┌─ Data shown

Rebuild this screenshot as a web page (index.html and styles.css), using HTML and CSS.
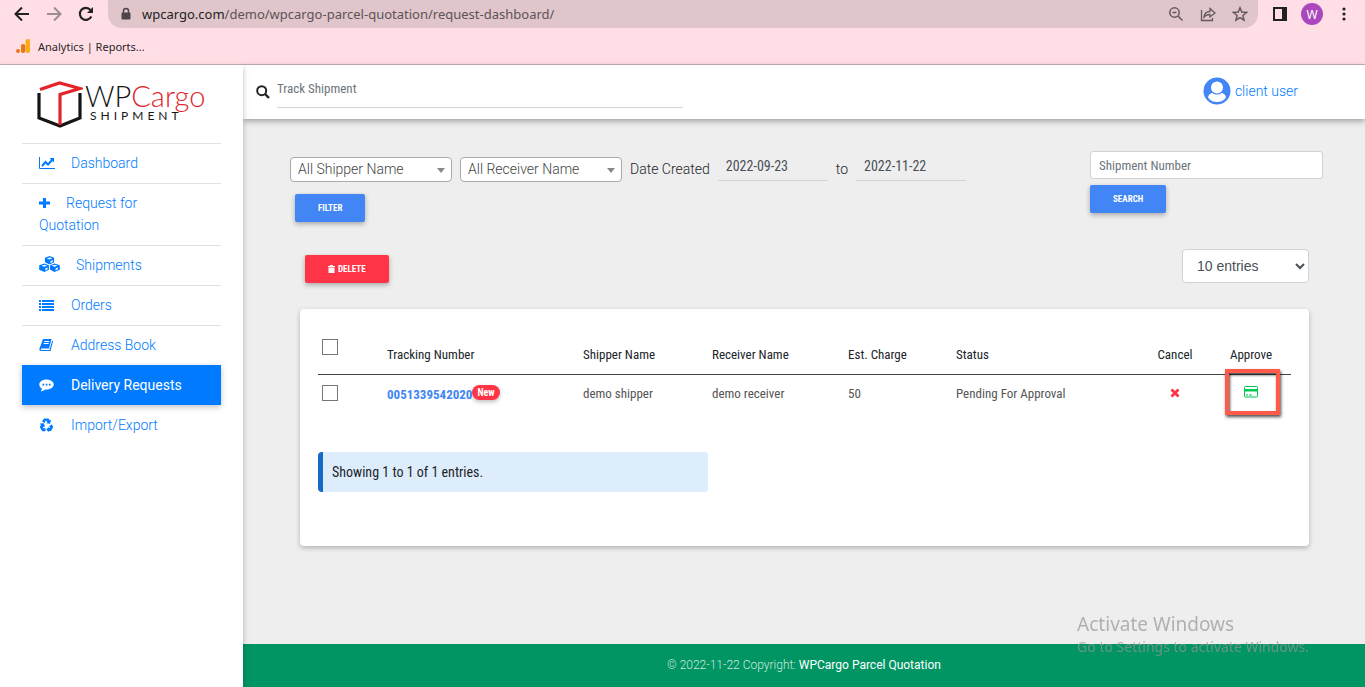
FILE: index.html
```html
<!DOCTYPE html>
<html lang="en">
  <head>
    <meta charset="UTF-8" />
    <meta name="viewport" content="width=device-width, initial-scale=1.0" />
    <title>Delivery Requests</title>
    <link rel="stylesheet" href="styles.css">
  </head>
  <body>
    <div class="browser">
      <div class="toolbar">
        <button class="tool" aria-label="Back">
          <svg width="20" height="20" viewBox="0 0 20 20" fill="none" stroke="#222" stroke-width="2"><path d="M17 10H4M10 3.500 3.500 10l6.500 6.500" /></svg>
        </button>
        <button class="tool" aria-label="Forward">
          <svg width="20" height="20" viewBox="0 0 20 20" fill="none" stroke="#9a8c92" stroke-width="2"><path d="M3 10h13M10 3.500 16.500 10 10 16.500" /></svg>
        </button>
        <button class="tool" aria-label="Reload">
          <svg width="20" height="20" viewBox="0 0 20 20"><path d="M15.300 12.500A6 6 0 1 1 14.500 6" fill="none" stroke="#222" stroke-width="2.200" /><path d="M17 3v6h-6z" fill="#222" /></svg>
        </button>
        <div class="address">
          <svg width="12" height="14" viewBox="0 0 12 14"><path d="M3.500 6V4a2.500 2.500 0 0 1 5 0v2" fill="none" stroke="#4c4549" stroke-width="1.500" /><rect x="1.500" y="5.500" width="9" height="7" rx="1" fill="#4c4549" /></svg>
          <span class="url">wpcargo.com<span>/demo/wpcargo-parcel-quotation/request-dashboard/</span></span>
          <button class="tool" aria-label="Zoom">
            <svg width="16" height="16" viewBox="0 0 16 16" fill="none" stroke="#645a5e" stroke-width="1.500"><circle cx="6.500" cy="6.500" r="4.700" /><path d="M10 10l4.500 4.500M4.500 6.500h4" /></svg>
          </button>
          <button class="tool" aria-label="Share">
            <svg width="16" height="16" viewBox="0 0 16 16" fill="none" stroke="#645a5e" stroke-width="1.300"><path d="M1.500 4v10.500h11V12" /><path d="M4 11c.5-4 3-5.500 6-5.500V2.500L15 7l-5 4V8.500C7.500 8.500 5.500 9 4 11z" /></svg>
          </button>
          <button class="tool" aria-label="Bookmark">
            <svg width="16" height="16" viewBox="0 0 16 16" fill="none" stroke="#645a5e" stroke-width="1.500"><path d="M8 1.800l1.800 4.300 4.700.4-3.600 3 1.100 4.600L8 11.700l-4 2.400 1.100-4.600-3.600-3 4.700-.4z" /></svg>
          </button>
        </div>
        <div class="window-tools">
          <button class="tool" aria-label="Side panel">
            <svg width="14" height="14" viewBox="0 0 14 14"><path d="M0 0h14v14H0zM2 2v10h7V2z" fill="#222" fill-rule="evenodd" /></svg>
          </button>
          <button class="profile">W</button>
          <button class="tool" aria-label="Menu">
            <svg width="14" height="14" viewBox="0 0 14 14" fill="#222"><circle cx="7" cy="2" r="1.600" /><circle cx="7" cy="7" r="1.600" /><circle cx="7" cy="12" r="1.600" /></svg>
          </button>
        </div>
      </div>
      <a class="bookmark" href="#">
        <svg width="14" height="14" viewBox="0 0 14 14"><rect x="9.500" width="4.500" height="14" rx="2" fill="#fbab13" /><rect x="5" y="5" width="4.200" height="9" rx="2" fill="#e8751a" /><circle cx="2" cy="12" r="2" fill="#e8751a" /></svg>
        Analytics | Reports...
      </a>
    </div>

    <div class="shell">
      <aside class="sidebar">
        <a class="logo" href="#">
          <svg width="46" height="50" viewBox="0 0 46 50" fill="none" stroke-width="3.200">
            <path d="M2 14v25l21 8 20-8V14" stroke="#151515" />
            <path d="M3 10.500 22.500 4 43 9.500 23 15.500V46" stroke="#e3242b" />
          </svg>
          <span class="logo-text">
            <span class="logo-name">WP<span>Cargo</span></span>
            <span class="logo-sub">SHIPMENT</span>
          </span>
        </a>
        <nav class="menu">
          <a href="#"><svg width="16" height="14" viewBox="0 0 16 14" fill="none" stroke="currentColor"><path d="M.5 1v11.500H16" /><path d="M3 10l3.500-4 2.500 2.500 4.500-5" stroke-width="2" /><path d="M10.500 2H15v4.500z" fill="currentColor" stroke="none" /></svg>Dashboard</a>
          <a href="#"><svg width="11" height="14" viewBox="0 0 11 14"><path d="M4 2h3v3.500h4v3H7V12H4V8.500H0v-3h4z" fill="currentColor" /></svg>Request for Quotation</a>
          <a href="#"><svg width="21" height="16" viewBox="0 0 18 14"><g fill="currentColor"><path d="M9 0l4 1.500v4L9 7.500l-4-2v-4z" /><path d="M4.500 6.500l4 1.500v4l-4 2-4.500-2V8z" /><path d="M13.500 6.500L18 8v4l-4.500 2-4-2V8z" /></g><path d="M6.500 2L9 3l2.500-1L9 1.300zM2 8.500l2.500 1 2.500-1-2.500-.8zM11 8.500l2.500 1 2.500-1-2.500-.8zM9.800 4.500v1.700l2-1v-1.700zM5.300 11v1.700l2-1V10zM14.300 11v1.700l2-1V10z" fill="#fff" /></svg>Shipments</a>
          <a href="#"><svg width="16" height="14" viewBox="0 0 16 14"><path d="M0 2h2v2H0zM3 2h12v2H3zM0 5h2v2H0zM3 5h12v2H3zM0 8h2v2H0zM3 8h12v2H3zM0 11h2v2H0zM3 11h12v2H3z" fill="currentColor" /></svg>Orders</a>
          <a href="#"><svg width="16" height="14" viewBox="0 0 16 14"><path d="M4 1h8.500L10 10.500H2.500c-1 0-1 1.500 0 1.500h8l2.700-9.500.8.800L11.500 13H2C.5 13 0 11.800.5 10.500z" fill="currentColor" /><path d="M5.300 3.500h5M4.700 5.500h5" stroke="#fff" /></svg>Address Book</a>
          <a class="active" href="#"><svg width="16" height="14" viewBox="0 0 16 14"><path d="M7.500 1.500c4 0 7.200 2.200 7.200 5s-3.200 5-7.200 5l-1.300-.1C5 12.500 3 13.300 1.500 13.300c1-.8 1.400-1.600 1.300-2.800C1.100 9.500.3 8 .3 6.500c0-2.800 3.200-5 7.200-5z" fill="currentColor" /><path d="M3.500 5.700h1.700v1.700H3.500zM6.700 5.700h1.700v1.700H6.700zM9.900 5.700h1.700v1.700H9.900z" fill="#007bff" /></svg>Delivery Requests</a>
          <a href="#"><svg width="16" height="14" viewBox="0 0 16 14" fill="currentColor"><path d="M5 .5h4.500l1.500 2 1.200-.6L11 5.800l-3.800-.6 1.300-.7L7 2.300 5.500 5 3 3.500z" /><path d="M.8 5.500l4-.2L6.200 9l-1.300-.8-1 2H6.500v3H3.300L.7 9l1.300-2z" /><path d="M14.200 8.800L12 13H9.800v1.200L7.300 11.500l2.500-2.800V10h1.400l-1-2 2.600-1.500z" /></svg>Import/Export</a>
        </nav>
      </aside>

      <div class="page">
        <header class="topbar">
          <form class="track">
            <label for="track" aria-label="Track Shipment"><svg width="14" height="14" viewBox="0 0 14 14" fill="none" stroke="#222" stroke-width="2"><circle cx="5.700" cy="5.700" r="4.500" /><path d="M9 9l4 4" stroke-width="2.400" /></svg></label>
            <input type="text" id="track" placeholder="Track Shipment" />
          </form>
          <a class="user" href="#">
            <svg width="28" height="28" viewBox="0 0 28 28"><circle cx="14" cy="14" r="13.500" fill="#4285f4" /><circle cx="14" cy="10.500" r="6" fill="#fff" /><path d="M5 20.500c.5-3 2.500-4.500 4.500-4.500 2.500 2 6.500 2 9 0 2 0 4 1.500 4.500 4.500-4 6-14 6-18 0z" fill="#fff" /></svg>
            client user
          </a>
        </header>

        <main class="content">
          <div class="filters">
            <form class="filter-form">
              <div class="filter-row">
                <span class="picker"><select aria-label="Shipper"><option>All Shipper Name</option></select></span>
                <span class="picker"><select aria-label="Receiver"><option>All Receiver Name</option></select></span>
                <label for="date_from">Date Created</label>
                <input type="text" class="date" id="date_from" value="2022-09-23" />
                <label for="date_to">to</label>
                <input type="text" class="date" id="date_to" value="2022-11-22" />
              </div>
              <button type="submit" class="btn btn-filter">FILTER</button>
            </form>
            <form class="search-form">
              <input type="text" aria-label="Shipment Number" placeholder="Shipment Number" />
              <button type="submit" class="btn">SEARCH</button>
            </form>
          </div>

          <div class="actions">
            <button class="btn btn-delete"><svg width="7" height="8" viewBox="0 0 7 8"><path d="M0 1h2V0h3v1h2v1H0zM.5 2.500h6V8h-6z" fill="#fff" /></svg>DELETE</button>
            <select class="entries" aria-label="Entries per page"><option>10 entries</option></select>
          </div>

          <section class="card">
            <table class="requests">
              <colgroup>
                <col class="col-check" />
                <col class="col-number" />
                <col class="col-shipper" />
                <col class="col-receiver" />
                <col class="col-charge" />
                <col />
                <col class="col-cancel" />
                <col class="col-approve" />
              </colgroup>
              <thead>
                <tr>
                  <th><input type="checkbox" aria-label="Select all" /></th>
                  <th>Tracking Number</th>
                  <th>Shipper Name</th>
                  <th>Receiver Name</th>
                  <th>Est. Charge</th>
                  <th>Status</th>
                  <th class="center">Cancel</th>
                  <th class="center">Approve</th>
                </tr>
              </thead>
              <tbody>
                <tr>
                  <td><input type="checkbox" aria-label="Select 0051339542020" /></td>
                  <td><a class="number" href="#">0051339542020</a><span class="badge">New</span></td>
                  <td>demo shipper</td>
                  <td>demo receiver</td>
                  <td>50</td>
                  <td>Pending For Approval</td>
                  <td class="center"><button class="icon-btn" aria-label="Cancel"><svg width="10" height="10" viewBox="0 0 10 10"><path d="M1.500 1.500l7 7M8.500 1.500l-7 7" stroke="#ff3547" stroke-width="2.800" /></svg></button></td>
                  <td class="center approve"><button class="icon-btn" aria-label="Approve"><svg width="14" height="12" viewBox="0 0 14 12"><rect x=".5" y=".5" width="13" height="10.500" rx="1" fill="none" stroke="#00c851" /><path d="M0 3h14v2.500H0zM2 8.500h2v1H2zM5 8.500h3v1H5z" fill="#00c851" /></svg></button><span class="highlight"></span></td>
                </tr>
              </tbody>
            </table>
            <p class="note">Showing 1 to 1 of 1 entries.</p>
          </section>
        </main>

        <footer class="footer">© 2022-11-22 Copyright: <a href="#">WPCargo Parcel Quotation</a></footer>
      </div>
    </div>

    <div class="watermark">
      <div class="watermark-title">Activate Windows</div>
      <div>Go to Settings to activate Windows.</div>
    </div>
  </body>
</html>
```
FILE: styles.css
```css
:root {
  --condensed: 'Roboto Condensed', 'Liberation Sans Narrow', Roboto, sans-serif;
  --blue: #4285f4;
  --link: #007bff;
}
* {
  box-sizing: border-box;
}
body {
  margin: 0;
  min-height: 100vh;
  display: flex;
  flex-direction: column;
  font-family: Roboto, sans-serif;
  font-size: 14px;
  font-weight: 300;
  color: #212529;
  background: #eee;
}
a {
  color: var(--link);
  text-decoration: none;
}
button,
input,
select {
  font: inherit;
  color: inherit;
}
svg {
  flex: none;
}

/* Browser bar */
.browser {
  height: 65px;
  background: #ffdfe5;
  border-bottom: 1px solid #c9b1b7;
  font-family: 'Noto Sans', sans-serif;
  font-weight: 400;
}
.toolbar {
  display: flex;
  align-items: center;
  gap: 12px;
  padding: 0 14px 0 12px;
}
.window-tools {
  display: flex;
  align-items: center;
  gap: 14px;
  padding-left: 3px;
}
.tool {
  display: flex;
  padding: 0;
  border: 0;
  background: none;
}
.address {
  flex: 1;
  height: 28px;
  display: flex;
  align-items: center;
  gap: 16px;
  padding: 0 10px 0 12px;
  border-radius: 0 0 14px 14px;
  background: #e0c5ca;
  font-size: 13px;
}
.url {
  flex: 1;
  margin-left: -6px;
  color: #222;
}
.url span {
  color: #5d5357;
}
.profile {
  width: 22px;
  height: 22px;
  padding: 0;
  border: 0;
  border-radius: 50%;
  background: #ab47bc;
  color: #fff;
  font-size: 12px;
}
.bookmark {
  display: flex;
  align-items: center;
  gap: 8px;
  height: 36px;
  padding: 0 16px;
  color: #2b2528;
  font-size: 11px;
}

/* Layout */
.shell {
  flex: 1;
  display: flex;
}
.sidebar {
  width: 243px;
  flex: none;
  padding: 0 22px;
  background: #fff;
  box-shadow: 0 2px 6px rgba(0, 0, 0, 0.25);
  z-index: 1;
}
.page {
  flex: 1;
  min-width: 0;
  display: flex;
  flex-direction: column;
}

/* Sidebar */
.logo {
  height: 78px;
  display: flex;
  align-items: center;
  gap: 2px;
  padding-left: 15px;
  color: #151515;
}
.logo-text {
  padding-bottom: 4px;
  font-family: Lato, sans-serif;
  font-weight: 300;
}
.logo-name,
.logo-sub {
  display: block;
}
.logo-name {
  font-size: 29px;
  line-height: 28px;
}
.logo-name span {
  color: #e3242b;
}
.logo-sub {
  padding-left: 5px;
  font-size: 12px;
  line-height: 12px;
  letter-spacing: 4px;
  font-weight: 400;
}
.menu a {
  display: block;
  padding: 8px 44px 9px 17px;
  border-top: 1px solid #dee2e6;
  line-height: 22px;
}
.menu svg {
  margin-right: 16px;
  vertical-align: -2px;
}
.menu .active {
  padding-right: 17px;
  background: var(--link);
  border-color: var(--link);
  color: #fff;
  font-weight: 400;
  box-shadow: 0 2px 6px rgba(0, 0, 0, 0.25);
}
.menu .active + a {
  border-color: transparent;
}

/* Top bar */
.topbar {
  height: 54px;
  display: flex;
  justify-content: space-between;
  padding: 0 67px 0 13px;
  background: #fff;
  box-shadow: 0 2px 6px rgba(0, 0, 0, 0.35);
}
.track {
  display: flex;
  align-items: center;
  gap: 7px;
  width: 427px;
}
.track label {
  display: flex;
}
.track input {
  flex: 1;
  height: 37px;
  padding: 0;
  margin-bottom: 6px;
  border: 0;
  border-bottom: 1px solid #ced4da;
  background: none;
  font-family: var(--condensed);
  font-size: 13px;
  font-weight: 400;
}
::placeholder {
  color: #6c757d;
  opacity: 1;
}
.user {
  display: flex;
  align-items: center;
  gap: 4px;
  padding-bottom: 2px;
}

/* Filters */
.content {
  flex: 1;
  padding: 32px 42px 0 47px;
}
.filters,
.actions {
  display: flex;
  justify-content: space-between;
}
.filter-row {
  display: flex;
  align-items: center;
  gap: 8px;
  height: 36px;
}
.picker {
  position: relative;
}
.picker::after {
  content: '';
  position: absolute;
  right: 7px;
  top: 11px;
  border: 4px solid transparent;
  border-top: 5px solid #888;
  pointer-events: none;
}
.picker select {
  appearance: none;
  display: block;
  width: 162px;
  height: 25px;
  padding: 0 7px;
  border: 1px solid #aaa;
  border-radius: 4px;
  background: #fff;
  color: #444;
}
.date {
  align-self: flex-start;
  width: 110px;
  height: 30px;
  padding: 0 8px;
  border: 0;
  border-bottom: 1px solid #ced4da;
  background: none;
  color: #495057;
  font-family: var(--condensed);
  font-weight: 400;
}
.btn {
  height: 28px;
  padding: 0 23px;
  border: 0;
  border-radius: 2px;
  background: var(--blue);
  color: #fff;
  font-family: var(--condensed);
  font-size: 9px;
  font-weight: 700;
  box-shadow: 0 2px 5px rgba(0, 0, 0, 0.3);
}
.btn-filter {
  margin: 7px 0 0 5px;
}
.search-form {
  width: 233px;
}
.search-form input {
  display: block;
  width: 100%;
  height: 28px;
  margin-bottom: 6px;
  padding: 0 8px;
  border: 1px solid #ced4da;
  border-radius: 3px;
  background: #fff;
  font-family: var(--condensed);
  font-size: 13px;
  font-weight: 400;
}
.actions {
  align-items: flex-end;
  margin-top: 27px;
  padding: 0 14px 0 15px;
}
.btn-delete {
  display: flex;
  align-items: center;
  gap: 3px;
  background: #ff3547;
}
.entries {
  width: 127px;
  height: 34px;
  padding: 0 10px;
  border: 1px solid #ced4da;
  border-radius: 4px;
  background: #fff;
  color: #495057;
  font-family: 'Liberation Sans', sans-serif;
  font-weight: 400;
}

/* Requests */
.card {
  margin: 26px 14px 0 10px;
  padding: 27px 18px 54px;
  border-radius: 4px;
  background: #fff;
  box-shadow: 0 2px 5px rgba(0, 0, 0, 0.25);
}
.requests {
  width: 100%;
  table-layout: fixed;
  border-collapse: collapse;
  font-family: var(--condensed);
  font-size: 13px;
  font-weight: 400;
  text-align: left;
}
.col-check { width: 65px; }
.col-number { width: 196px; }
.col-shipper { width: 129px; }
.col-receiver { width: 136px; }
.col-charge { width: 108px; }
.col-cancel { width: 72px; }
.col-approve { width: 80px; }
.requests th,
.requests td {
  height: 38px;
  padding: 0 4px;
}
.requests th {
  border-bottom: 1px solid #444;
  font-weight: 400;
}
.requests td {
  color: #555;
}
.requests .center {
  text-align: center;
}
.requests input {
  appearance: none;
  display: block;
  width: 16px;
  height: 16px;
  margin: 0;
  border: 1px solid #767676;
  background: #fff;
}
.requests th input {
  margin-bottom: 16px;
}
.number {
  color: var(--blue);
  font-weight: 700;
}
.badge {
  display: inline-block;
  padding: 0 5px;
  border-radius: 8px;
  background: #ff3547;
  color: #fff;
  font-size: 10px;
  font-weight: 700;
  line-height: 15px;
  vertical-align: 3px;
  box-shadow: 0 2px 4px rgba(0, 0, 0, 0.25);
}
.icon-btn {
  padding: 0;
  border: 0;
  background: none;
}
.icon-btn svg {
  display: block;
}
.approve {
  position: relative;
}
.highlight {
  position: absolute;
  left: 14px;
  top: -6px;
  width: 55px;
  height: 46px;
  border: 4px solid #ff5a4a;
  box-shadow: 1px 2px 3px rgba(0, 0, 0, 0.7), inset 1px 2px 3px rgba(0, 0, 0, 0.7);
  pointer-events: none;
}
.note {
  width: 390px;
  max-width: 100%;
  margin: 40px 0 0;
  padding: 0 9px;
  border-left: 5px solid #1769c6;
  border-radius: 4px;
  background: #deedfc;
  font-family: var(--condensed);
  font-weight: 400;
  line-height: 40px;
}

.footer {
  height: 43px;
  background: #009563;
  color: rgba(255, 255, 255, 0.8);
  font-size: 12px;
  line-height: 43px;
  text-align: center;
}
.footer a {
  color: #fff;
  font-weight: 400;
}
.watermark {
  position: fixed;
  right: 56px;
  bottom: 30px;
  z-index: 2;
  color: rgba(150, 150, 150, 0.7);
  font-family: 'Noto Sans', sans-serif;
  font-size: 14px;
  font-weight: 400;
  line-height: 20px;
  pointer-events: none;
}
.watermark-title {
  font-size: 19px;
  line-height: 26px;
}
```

└─

▶ [Problem details]
Pull every line containing "index" out of the data above.

▶ [Solution]
Rebuild this screenshot as a web page (index.html and styles.css), using HTML and CSS.
FILE: index.html
  z-index: 1;
  z-index: 2;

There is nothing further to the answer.